RECORDS TO USE:
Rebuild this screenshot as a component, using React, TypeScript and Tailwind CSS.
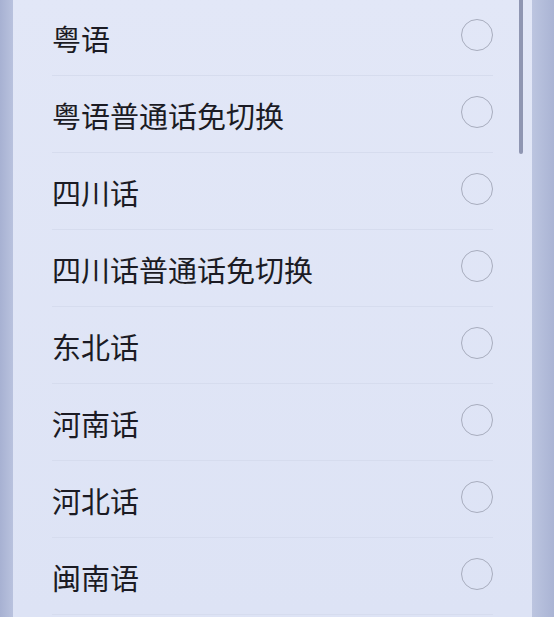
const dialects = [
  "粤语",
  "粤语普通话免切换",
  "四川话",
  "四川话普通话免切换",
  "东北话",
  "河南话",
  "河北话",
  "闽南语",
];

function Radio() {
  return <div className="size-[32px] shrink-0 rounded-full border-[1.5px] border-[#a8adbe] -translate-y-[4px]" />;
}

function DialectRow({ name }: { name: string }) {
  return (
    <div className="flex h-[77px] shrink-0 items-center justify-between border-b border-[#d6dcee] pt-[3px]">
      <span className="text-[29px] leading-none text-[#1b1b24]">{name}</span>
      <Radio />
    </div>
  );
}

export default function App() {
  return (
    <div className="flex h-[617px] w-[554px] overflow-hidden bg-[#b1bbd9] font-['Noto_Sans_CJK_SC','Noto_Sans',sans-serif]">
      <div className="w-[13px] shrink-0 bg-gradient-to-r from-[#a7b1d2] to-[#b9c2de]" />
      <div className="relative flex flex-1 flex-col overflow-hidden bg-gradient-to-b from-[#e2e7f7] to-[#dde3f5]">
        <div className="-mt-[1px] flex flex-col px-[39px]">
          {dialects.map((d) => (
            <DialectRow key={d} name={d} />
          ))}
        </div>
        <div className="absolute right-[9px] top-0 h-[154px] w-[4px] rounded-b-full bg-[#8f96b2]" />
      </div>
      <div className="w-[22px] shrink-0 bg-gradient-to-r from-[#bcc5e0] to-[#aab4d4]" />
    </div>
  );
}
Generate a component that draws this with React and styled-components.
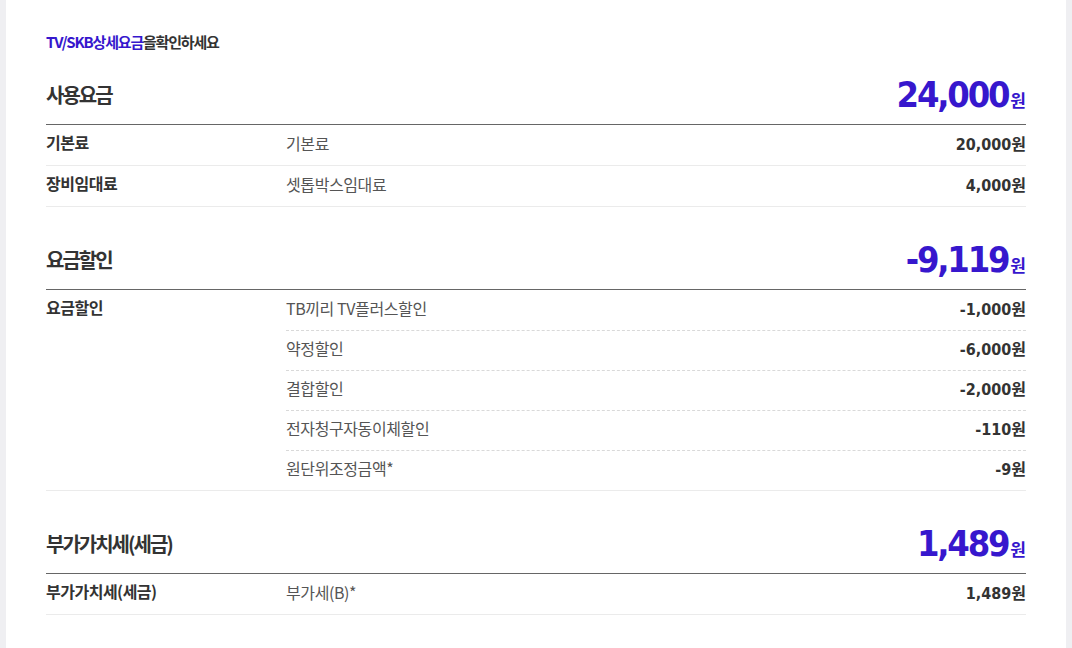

EXERCISE GOAL: Every line above that contains the word "this" should be reported.

IN RESPONSE:
Rebuild this screenshot as a component, using React, TypeScript and Tailwind CSS.
Generate a component that draws this with React and styled-components.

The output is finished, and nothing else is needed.